Web search for the full list? It's gotta be out there.


----------



## Dangerously (Dec 1, 2012)

Celtic said:


> Have you considered asking the folks at NFPA?
> http://www.nfpa.org/catalog/product..._pid=NECTAB11&src_pid=&link_type=search&icid=


He wants the EZ Tabs, they are even cheaper, but not made by the NFPA.


----------



## Celtic (Nov 19, 2007)

Dangerously said:


> He wants the EZ Tabs, they are even cheaper, but not made by the NFPA.


Well there ya go....I never heard of EZ Tabs and haven't tabbed a book since 1993 :laughing:


----------



## stuiec (Sep 25, 2010)

Got some tab for Inagaddadavida though....hope you play guitar...

View attachment 19590


----------



## wendon (Sep 27, 2010)

Zackaroo said:


> If you're not going to help..get off my thread! I never asked YOU for YOUR help!


https://www.google.com/url?q=http:/...ds-cse&usg=AFQjCNHMHGqy8tb4dz1a1_jU98QivZ-TKA
Auf wiedersehen
Sayonara
Hasta luego
Shalom
Au revoir
Farvel
:notworthy::notworthy::laughing:


----------



## Zackaroo (Dec 2, 2012)

MollyHatchet29 said:


> Web search for the full list? It's gotta be out there.


I've been looking online for a list, but no luck. I don't really need a list of all 140 article. And I can't find a list of the 84 most common articles.


----------



## Dangerously (Dec 1, 2012)

Zackaroo said:


> I've been looking online for a list, but no luck. I don't really need a list of all 140 article. And I can't find a list of the 84 most common articles.


What's going on here? It says in your profile that you're union, which means you'll barely ever open a code book during your career.


----------



## Celtic (Nov 19, 2007)

stuiec said:


> Got some tab for Inagaddadavida though....hope you play guitar...
> 
> View attachment 19590


----------



## Zackaroo (Dec 2, 2012)

Dangerously said:


> What's going on here? It says in your profile that you're union, which means you'll barely ever open a code book during your career.


Shows what you know


----------



## Dangerously (Dec 1, 2012)

Zackaroo said:


> Shows what you know


I know the code book well enough to not need tabs. :whistling2:


----------



## stuiec (Sep 25, 2010)

Celtic said:


>


Funny, when I looked up the tab the first one I found listed Kerry King on the credits and I'm thinking daaaamn! Dude is oooold! Must be a real deal with the devil.........then I realised I had the Slayer version :laughing:


----------



## wendon (Sep 27, 2010)

I'll give you the first one!

90
INTRO


----------



## RGH (Sep 12, 2011)

...what I have used for 30years...and a pen...:whistling2:...'bout ..80cents......


----------



## ace24wright (Jul 10, 2012)

Ebay!!!!!!!!!!!!!!!!! 17bucks buy it now! that was tough!


----------



## Jamesk (Oct 16, 2012)

Zackaroo said:


> Can anyone tell me which of the 84 articles, tables and annexes are on a set of EZ tabs for the 2011 code book? I would very much appreciate it. Thanks for the help.

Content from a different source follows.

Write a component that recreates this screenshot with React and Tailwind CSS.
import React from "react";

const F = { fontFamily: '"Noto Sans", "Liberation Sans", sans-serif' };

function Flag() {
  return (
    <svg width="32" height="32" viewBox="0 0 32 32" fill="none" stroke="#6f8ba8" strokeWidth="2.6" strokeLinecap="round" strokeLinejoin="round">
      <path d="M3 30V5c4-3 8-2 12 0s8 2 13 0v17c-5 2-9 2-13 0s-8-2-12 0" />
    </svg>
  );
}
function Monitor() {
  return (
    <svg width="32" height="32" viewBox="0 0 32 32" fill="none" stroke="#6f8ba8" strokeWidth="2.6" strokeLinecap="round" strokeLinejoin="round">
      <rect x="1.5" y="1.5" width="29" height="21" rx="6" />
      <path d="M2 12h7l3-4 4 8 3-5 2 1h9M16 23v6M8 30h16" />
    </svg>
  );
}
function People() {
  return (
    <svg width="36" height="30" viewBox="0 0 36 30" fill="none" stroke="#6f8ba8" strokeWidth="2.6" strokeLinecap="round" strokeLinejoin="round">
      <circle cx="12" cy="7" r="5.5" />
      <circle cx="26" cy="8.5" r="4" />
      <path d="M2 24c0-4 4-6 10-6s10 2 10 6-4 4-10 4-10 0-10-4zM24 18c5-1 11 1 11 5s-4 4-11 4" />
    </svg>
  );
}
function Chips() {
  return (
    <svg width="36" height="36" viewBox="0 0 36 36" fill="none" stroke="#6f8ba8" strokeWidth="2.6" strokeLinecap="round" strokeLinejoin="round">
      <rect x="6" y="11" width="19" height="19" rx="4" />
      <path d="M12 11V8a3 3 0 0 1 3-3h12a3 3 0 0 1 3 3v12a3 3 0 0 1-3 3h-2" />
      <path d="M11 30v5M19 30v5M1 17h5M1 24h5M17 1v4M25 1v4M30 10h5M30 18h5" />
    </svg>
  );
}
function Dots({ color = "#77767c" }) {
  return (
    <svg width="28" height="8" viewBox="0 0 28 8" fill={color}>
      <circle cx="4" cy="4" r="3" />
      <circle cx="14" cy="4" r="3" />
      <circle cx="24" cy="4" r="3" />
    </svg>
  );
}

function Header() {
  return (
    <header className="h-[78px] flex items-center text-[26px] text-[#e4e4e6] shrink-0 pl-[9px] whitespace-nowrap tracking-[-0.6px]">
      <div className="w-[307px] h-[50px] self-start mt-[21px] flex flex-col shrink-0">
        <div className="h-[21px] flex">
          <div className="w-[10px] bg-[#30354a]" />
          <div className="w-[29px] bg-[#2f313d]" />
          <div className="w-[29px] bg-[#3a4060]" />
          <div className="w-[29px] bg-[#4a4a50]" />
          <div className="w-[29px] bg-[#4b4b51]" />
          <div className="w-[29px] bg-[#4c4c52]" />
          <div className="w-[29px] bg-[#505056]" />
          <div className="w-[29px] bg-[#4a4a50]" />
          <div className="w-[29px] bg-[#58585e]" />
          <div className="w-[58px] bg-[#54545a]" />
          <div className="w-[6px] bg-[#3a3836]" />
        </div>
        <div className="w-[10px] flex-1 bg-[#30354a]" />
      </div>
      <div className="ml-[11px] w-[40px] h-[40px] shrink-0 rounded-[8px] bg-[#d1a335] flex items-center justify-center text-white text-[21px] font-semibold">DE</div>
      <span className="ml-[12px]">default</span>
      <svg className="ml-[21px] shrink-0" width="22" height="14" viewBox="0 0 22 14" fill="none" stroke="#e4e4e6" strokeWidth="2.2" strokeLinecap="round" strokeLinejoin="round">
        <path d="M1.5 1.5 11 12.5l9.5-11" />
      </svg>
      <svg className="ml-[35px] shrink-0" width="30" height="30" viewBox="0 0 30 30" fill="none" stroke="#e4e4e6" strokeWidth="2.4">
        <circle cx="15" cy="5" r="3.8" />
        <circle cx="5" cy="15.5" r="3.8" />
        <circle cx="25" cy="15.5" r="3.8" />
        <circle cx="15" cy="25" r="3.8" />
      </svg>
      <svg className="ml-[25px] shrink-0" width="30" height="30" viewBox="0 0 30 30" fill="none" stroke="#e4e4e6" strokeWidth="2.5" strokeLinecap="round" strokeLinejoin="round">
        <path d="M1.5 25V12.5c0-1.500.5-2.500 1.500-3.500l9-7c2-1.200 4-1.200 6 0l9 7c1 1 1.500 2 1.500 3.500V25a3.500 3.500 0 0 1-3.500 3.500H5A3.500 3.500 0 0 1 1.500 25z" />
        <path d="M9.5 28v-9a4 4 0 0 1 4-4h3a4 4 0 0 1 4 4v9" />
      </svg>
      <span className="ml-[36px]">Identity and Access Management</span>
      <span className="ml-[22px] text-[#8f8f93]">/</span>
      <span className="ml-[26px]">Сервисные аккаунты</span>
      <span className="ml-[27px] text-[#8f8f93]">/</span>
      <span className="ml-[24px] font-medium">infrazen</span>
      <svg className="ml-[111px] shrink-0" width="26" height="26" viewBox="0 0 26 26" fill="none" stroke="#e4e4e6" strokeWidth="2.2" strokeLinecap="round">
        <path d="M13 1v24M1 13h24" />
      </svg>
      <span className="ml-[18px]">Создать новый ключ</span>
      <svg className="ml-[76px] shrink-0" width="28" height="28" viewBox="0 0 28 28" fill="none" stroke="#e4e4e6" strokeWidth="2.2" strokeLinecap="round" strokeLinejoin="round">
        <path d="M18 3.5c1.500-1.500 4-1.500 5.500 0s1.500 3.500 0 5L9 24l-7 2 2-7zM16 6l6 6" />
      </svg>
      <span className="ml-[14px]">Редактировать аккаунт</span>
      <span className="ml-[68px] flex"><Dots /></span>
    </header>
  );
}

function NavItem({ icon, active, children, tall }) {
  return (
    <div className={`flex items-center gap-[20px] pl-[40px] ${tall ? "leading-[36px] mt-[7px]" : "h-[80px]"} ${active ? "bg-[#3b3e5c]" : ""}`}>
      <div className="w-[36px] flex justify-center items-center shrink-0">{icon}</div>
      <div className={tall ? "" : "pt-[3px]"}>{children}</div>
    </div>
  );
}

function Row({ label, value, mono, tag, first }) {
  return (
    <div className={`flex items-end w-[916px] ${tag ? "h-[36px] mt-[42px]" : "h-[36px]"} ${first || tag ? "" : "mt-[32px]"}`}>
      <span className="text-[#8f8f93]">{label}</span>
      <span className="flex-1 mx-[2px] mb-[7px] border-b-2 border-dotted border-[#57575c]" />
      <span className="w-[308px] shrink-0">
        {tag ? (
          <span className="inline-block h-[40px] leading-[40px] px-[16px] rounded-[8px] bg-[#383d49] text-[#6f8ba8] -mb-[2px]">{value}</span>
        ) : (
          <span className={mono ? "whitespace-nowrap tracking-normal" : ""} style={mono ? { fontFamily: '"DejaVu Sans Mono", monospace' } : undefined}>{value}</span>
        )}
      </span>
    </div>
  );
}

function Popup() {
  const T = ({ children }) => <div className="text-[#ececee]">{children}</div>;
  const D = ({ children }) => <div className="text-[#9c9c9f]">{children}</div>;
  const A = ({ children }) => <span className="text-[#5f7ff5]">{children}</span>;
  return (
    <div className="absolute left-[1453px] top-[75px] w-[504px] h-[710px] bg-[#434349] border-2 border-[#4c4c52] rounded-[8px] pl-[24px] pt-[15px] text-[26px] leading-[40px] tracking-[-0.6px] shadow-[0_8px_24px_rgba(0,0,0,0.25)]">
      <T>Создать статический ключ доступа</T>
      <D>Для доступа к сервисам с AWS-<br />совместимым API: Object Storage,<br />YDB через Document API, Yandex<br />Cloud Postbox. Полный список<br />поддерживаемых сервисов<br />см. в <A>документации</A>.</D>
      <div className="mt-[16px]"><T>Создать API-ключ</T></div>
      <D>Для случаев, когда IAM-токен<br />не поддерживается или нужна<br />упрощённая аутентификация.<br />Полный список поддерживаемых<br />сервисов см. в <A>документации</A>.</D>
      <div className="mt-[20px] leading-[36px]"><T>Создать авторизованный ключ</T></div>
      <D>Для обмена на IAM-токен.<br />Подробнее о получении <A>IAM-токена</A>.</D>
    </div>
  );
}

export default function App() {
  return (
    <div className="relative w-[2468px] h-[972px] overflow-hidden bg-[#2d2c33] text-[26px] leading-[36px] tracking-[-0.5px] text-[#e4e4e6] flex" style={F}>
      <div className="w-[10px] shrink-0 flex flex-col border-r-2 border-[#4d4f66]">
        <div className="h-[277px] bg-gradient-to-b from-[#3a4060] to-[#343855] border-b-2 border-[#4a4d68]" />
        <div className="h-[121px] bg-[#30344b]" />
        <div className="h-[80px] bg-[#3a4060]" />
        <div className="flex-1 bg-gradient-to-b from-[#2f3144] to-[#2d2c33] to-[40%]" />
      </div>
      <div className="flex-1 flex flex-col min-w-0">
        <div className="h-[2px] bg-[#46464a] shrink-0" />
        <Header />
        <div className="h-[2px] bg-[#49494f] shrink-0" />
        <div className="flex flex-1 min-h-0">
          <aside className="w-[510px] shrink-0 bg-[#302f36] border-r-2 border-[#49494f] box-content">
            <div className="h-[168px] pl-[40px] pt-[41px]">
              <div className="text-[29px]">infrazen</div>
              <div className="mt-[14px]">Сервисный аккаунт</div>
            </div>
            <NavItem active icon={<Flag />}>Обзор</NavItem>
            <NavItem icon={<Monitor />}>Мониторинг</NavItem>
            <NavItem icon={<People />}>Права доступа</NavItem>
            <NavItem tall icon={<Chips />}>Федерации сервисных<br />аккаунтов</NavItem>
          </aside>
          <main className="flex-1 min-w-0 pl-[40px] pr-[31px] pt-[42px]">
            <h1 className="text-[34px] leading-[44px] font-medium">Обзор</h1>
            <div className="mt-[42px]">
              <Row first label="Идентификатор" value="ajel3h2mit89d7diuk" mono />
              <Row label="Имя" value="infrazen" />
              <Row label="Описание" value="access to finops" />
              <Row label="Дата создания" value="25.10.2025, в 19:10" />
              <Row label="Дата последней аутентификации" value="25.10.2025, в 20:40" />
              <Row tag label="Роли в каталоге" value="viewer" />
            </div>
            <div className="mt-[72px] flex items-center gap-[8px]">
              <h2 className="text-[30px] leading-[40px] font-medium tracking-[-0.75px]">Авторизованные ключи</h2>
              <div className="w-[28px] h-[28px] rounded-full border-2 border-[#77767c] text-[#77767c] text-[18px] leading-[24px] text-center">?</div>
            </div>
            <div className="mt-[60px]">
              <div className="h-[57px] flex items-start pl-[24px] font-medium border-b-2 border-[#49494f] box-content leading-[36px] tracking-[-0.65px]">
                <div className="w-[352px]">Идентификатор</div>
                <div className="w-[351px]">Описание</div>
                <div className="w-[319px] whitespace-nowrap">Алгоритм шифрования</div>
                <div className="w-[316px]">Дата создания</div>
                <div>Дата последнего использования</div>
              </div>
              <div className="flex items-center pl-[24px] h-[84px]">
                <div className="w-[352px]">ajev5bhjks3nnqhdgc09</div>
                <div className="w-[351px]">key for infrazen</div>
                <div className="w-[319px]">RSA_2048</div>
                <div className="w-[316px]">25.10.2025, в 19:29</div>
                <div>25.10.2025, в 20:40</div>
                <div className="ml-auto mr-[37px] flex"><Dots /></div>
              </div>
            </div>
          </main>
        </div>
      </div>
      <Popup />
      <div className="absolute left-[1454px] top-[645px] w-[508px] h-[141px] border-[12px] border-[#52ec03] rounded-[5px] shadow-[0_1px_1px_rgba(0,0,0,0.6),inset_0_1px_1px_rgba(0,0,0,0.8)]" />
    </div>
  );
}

Amazon... Look for 2011 NEC code EZ Tabs.


----------



## madrone48 (Aug 15, 2012)

Just buy the tabs.


----------



## Greg (Aug 1, 2007)

IMO Tom Henry has the best tabs out there. Spend the $10-$13 and be done with it.


----------



## icefalkon (Dec 16, 2007)

Dangerously said:


> What's going on here? It says in your profile that you're union, which means you'll barely ever open a code book during your career.



LOL now now D...that's not true...some of us actually use it and teach it every day! 

:thumbsup:


----------



## icefalkon (Dec 16, 2007)

It seems you're attempting to create your own tabs...if so great. Then don't bother with the pre-made ones...

Do it the old fashioned way and make your own up...tabbing the things you feel are important for you to remember. 

Then as you get better with the book you'll find yourself remembering more of the landmarks and be able to work without the tabs.


----------